Roger Gathmann said...

Mr. NYP, you are ahead of me. Tell you the truth, this was one of those insomnia racked afterdays, so I haven't really absorbed the news, or read the New York times. Although I was on some kind of paranoid high today, which was creative in terms of my burgeoning anti-recruitment graphix thingie with my friend D.

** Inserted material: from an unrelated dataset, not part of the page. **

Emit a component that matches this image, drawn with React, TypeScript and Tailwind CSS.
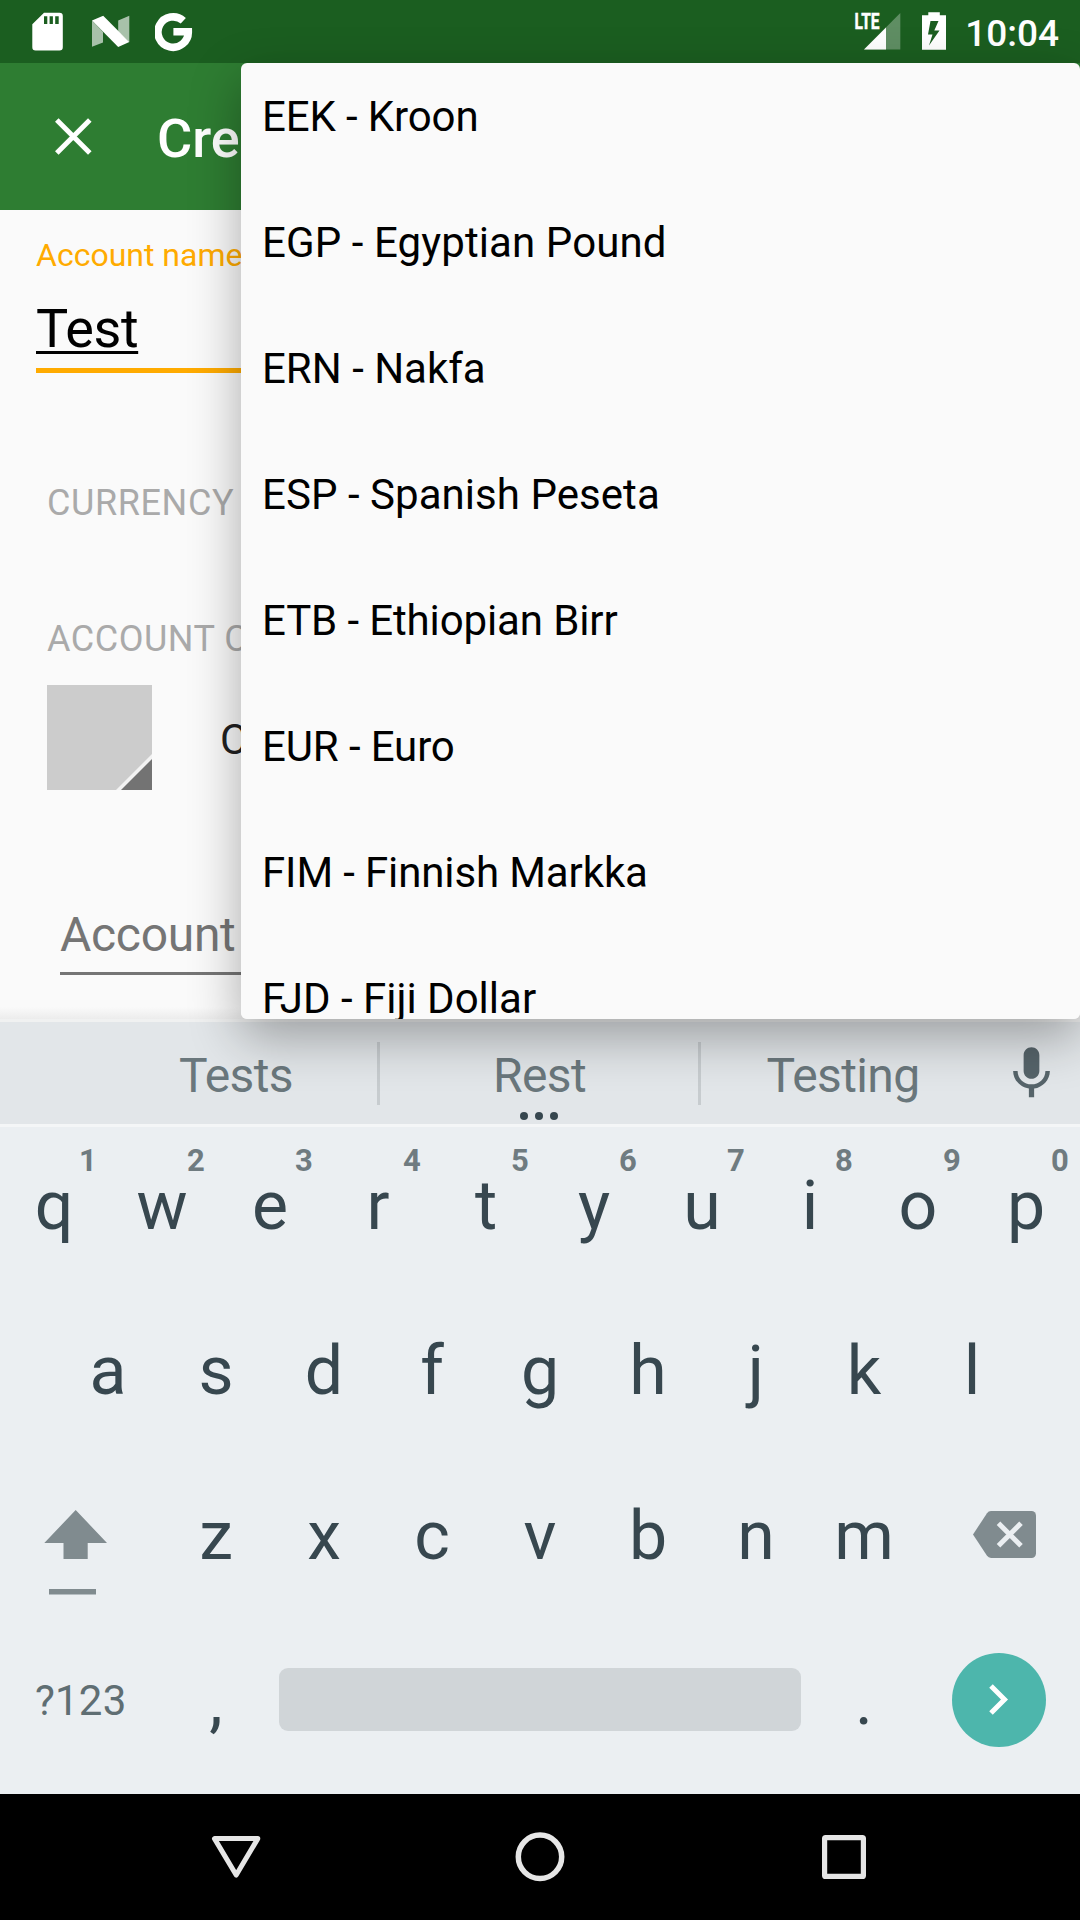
import React from "react";

const currencies = [
  { name: "EEK - Kroon", spacing: "tracking-[-0.120px]" },
  { name: "EGP - Egyptian Pound", spacing: "tracking-[0.100px]" },
  { name: "ERN - Nakfa", spacing: "tracking-normal" },
  { name: "ESP - Spanish Peseta", spacing: "tracking-[0.050px]" },
  { name: "ETB - Ethiopian Birr", spacing: "tracking-[-0.120px]" },
  { name: "EUR - Euro", spacing: "tracking-[-0.120px]" },
  { name: "FIM - Finnish Markka", spacing: "tracking-[-0.120px]" },
  { name: "FJD - Fiji Dollar", spacing: "tracking-normal" },
];

function StatusBar() {
  return (
    <header className="flex h-[63px] shrink-0 items-center bg-[#1b5e20] text-white">
      <svg className="ml-8 h-[63px] w-[31px]" viewBox="32 0 31 63" fill="#fff">
        <path
          fillRule="evenodd"
          d="M44 12.7H59.5a3.3 3.3 0 0 1 3.3 3.3V47.3a3.3 3.3 0 0 1-3.3 3.3H35.6a3.3 3.3 0 0 1-3.3-3.3V24.3ZM44 16.3V24h3.3v-7.700ZM49.600 16.300V24h3.300v-7.700ZM55.200 16.300V24h3.500v-7.700Z"
        />
      </svg>
      <svg className="ml-7 h-[63px] w-[40px]" viewBox="91 0 40 63" fill="#fff">
        <path opacity=".62" d="M92 20.500 103 32v10.500L92 46.800ZM118.200 20.500 129.300 15.800V42L118.200 31.500Z" />
        <path d="M92 20.500 103.200 15.800 129.300 42 118.200 47Z" />
      </svg>
      <svg className="ml-6 h-[63px] w-[38px]" viewBox="155 0 38 63" fill="none" stroke="#fff" strokeWidth="7.600">
        <path d="M183.300 20.800A15.200 15.200 0 1 0 188.300 31.800H173.400" />
      </svg>
      <div className="flex-1" />
      <svg className="h-[63px] w-[47px]" viewBox="854 0 47 63" fill="#fff">
        <text
          x="854.500"
          y="29.200"
          fontFamily="Roboto, sans-serif"
          fontWeight="700"
          fontSize="22"
          textLength="25"
          lengthAdjust="spacingAndGlyphs"
          stroke="#fff"
          strokeWidth="0.500"
        >
          LTE
        </text>
        <path opacity=".3" d="M864 49.500 900.300 13v36.500Z" />
        <path d="M864 49.500 886 27.400v22.100Z" />
      </svg>
      <svg className="ml-[21px] h-[63px] w-6" viewBox="922 0 24 63" fill="#fff">
        <path
          fillRule="evenodd"
          d="M928.300 12.300h11.500v3H946V49.700H922V15.300h6.300ZM930.500 21 928 34.500h4.500L929 45.500 939.500 30.500h-5.200L938.500 21Z"
        />
      </svg>
      <div className="ml-[19px] mr-[21px] pt-1 text-[37px] font-medium leading-none">10:04</div>
    </header>
  );
}

function AppBar() {
  return (
    <div className="flex h-[147px] shrink-0 items-center bg-[#2e7d32] text-white">
      <svg className="ml-[54px] h-10 w-10" viewBox="0 0 40 40" fill="none" stroke="#fff" strokeWidth="5">
        <path d="M2.800 3 35.800 36M35.800 3 2.800 36" />
      </svg>
      <div className="ml-[63px] pt-1 text-[54px] font-medium leading-none">Cre</div>
    </div>
  );
}

function Form() {
  return (
    <main className="flex h-[812px] shrink-0 flex-col overflow-hidden bg-[#fafafa]">
      <label className="ml-9 mt-[25px] text-[32px] leading-10 text-[#ffab00]">Account name</label>
      <div className="ml-9 mt-[22px] text-[54px] leading-[64px] tracking-[-0.4px] text-black underline decoration-[3px] underline-offset-[4px] [text-decoration-skip-ink:none]">
        Test
      </div>
      <div className="ml-9 mt-[7px] h-[5px] shrink-0 bg-[#ffab00]" />
      <div className="ml-[47px] mt-[108px] text-[36px] leading-[44px] tracking-[0.600px] text-[#aaaaaa]">CURRENCY</div>
      <div className="ml-[47px] mt-[92px] whitespace-nowrap text-[36px] leading-[44px] tracking-[0.500px] text-[#aaaaaa]">
        ACCOUNT C
      </div>
      <div className="ml-[47px] mt-6 flex h-[105px] shrink-0 items-center">
        <svg className="h-[105px] w-[105px]" viewBox="0 0 105 105">
          <path fill="#cccccc" d="M0 0H105V105H0Z" />
          <path fill="#f3f3f3" d="M105 69V105H69Z" />
          <path fill="#737373" d="M105 74V105H74Z" />
        </svg>
        <div className="ml-[68px] pt-1 text-[42px] leading-none text-[#212121]">C</div>
      </div>
      <div className="ml-[60px] mt-[115px] text-[48px] leading-[60px] tracking-[-0.300px] text-[#757575]">Account</div>
      <div className="ml-[60px] mt-[7px] h-[3px] shrink-0 bg-[#757575]" />
      <div className="flex-1" />
      <div className="h-3 shrink-0 bg-linear-to-b from-[#fafafa] to-[#ececec]" />
      <div className="h-[3px] shrink-0 bg-[#f0f1f1]" />
    </main>
  );
}

function CurrencyMenu() {
  return (
    <div className="absolute left-[241px] top-[63px] h-[956px] w-[839px] rounded-[6px] shadow-[0_18px_52px_rgba(0,0,0,0.32)]">
      <ul className="h-full overflow-hidden rounded-[6px] bg-[#fafafa]">
        {currencies.map(({ name, spacing }) => (
          <li
            key={name}
            className={`flex h-[126px] items-center pl-[21px] text-[42px] leading-none text-black first:-mt-[9px] ${spacing}`}
          >
            {name}
          </li>
        ))}
      </ul>
    </div>
  );
}

function Suggestions() {
  return (
    <div className="relative flex h-[105px] shrink-0 items-center border-b-[3px] border-[#f4f6f7] bg-[#e2e6e9] text-[48px] leading-none tracking-[-0.600px] text-[#6a777c]">
      <div className="ml-[95px] w-[282px] pt-1.5 text-center">Tests</div>
      <div className="h-[63px] w-[3px] bg-[#c7cccf]" />
      <div className="w-[318px] pl-px pt-1.5 text-center">Rest</div>
      <div className="h-[63px] w-[3px] bg-[#c7cccf]" />
      <div className="w-[284px] pt-1.5 text-center">Testing</div>
      <svg className="ml-[15px] h-[63px] w-[63px]" viewBox="0 0 24 24" fill="#56646a">
        <path d="M12 14c1.660 0 2.990-1.340 2.990-3L15 5c0-1.660-1.340-3-3-3S9 3.340 9 5v6c0 1.660 1.340 3 3 3zm5.300-3c0 3-2.540 5.100-5.300 5.100S6.700 14 6.700 11H5c0 3.410 2.720 6.230 6 6.720V21h2v-3.280c3.280-.480 6-3.300 6-6.720h-1.700z" />
      </svg>
      <div className="absolute bottom-1 left-[520px] flex gap-[7px]">
        <i className="size-2 rounded-full bg-[#37474f]" />
        <i className="size-2 rounded-full bg-[#37474f]" />
        <i className="size-2 rounded-full bg-[#37474f]" />
      </div>
    </div>
  );
}

function Key({ label, digit }: { label: string; digit?: string }) {
  return (
    <div className="relative flex h-full w-[108px] items-center justify-center">
      {label}
      {digit && (
        <span className="absolute left-[69px] top-[15px] w-[38px] text-center text-[31px] font-bold leading-[38px] text-[#6f7b80]">
          {digit}
        </span>
      )}
    </div>
  );
}

function Keyboard() {
  return (
    <section className="flex h-[667px] shrink-0 flex-col bg-[#ebeff2] text-[68px] leading-none text-[#37474f]">
      <div className="mb-[3px] flex h-[158px]">
        {"qwertyuiop".split("").map((k, i) => (
          <Key key={k} label={k} digit={String((i + 1) % 10)} />
        ))}
      </div>
      <div className="flex h-[165px] justify-center">
        {"asdfghjkl".split("").map((k) => (
          <Key key={k} label={k} />
        ))}
      </div>
      <div className="flex h-[165px]">
        <svg className="h-[165px] w-[162px]" viewBox="0 1453 162 165" fill="#808b8f">
          <path d="M75.700 1510 107 1543H87.700V1559H63.500V1543H44.300ZM49 1589H96V1594.600H49Z" />
        </svg>
        {"zxcvbnm".split("").map((k) => (
          <Key key={k} label={k} />
        ))}
        <svg className="h-[165px] w-[162px]" viewBox="918 1453 162 165">
          <path
            fill="#808b8f"
            d="M991 1511H1031.500a4.500 4.500 0 0 1 4.500 4.500V1553.500a4.500 4.500 0 0 1-4.500 4.500H991a5 5 0 0 1-4-2.200L973 1534.500 987 1513.200a5 5 0 0 1 4-2.200Z"
          />
          <path fill="none" stroke="#ebeff2" strokeWidth="5" d="M998.500 1523.300 1021 1545.800M1021 1523.300 998.500 1545.800" />
        </svg>
      </div>
      <div className="flex h-[165px] items-center">
        <div className="w-[162px] pl-[35px] text-[42px] tracking-[0.200px] text-[#5f6e73]">?123</div>
        <Key label="," />
        <div className="mb-[2px] ml-[9px] mr-[9px] h-[63px] w-[522px] rounded-[9px] bg-[#d0d5d8]" />
        <Key label="." />
        <div className="mb-[2px] ml-[34px] flex h-[94px] w-[94px] items-center justify-center rounded-full bg-[#4db6ac]">
          <svg className="h-8 w-5" viewBox="0 0 20 32" fill="none" stroke="#fff" strokeWidth="5">
            <path d="M2 2 15.500 15.500 2 29" />
          </svg>
        </div>
      </div>
    </section>
  );
}

function NavBar() {
  return (
    <nav className="flex h-[126px] shrink-0 items-center bg-black">
      <svg
        className="ml-[206px] h-[60px] w-[60px]"
        viewBox="206 1827 60 60"
        fill="none"
        stroke="#e6e6e6"
        strokeWidth="5"
        strokeLinejoin="round"
      >
        <path d="M214.500 1838.600H257.800L236.200 1875Z" />
      </svg>
      <svg className="ml-[244px] h-[60px] w-[60px]" viewBox="510 1827 60 60" fill="none" stroke="#e6e6e6" strokeWidth="5.500">
        <circle cx="540" cy="1856.800" r="21.700" />
      </svg>
      <svg
        className="ml-[244px] h-[60px] w-[60px]"
        viewBox="814 1827 60 60"
        fill="none"
        stroke="#e6e6e6"
        strokeWidth="5.200"
        strokeLinejoin="round"
      >
        <rect x="824.600" y="1837.600" width="38.800" height="38.800" rx="1" />
      </svg>
    </nav>
  );
}

export default function App() {
  return (
    <div className="relative flex h-[1920px] w-[1080px] flex-col overflow-hidden font-[Roboto,sans-serif]">
      <StatusBar />
      <AppBar />
      <Form />
      <Suggestions />
      <Keyboard />
      <NavBar />
      <CurrencyMenu />
    </div>
  );
}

I am spending time doing something I never thought I'd do: going through comic books, looking at layouts. Well, you do something different at every epoch in your life, I guess.

Anonymous said...

roger--do I ever know what those
'insomnia afterdays' constitute. I started taking Melatonin again recently, which usually works now, but it used to make me wake up groggily with morbid thoughts. Anyway, good luck with the anti-recruitment project. I didn't mean to be a pain about Ms. Dowd, but her best things seem to be closeups of the monsters without quite retching--that ties in with others' analysis of the policies, with theories of the 'impersonal oligarchies', of what is left of an 'individual' who is part of this elite begins to look like. I certainly began to be aware of what Ms. Rice's chamber music group must have to tolerate in terms of rigid interpretation that they overlook in terms of 'gifted Secretary of State type who also does good ice skating' when any 'rubato' is called for (and not achieved. But then maybe they just stay off composers who get too languorous for the mechanical but most congenial Ms. Lice.--love, Racial Slur Effect from Vermin Indirect) Dowd's cartoon style is frighteningly accurate at this point, because there's no stretch to get to the style--no need to go through comic books for your layouts, tee hee--you just write what they said!

Anonymous said...

Yo-Yo Ma used to rave about her, you know; so I guess he's probably gotten his lice straight by now. I think I just hate all races, including the underprivileged ones even.